Credit: Arthur Sajas

Ne esce un album decisamente più focalizzato, se con questo si intende non tanto la direzione, che questa per fortuna spazia e mira all’infinito tortuoso, quanto nell’approccio, più mirato, che vede le singole parti porsi in modo strutturato, con precisi compiti proprio per carpire e rendere al meglio il suono così speciale dei Vanishing Twin.

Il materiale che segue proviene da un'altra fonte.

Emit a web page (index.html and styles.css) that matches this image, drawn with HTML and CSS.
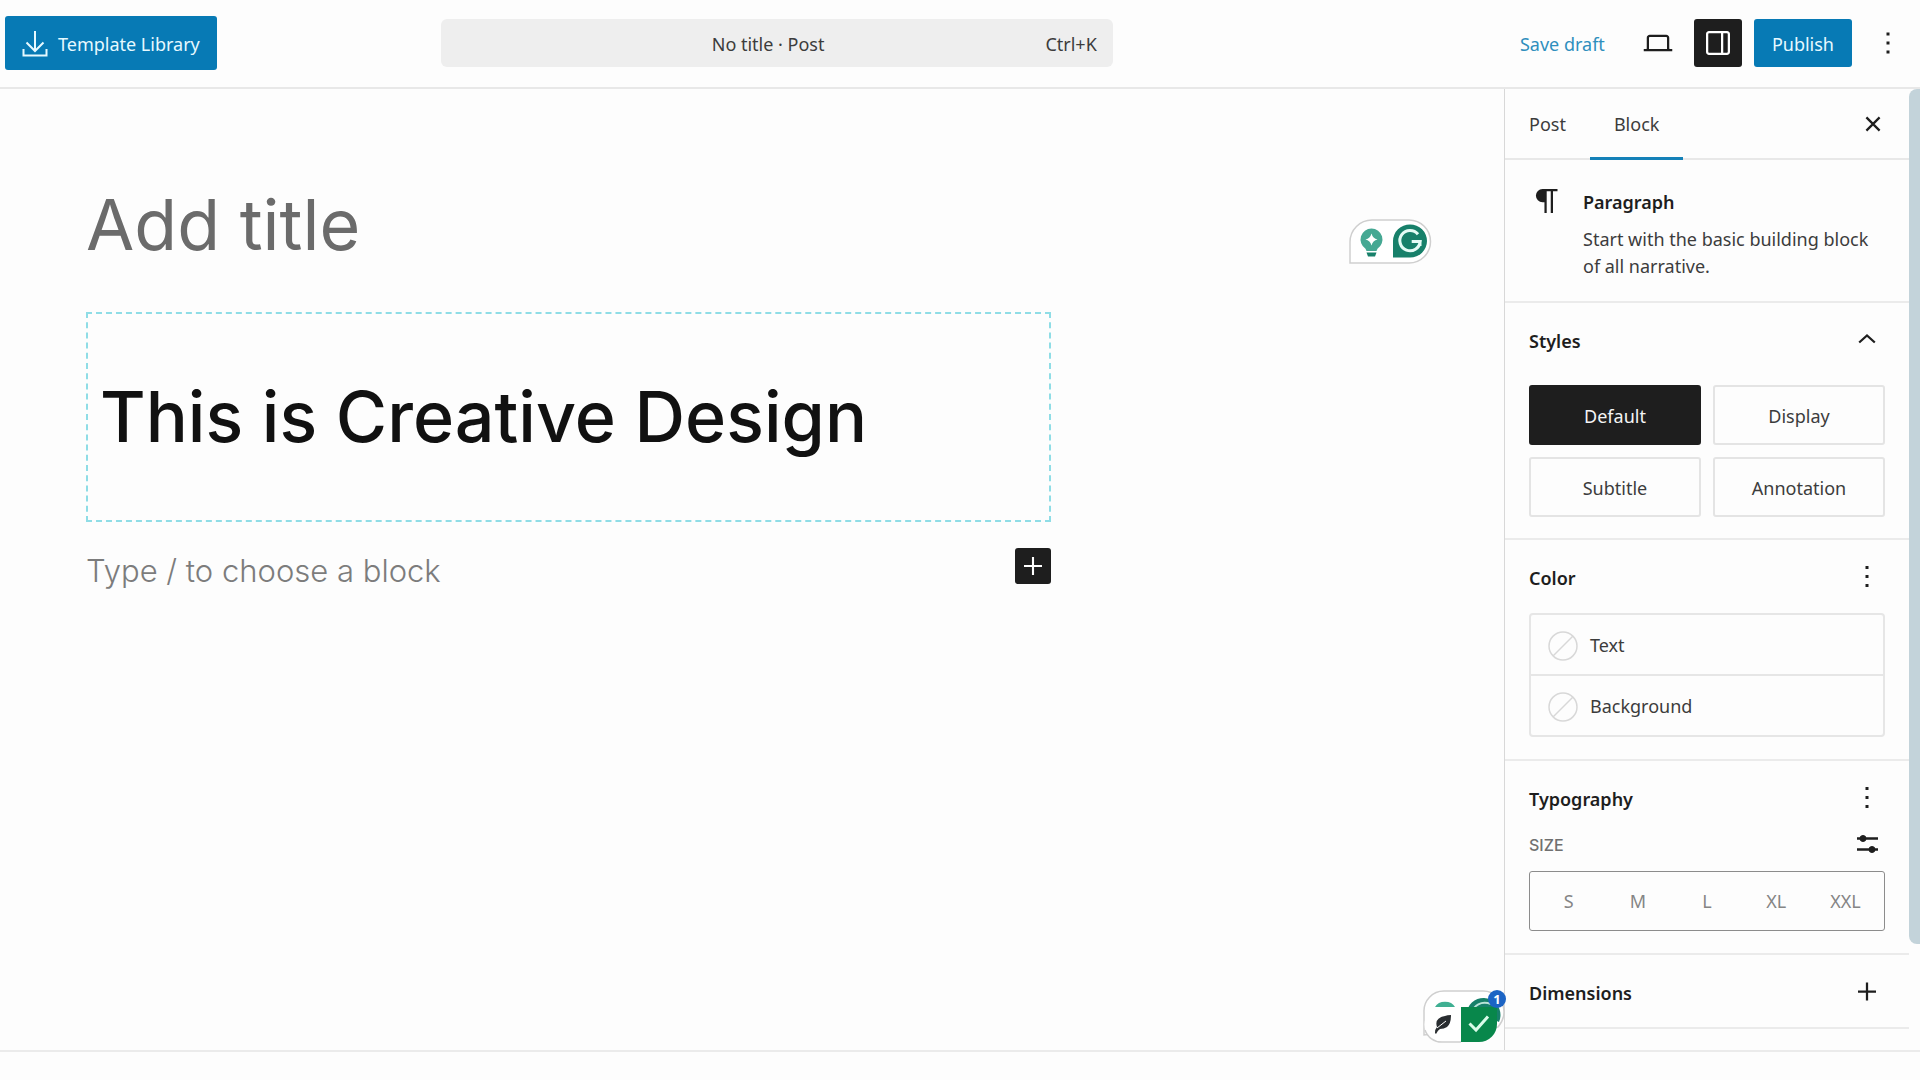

“Afternoon X” per questo ne esce come forse la cosa più raffinata e al tempo stesso sperimentale fin qui prodotta, con canzoni a blocchi stagni, uniche nella loro originalità, che si integrano a collage come suggerito dall’effetto copertina, in un progetto ad alto contenuto artistico, dove l’aspetto musicale trascende l’armonico, tranne il solito costante fedele e sicuro binario degli Stereolab, ma con un più deciso spostamento all’inseguimento dell’aspetto onirico e visionario.

Si sguazza fra visioni sghembe (“Melty”) con la classica distonia fra melodia vocale e sottobosco melodico, con una prassi che a volte sfiora i primi Blonde Redhead con quel piacere da nouvelle vague in acido, mentre altrove ci si addentra nel torbido con suggestioni cinematiche che sarebbero piaciute al Ferreri più grottesco, in cui la realtà viene ribaltata in un gioco imperfetto di sovrapposizioni distorte, come succede anche qui specie negli ultimi due brani dove il delirio è assicurato.

Album da tenere sempre a disposizione e ben riposto nei meandri della nostra memoria, come rifugio laterale nei momenti in cui è più forte la necessità di evasione dalla conformità dei suoni di tutti i giorni.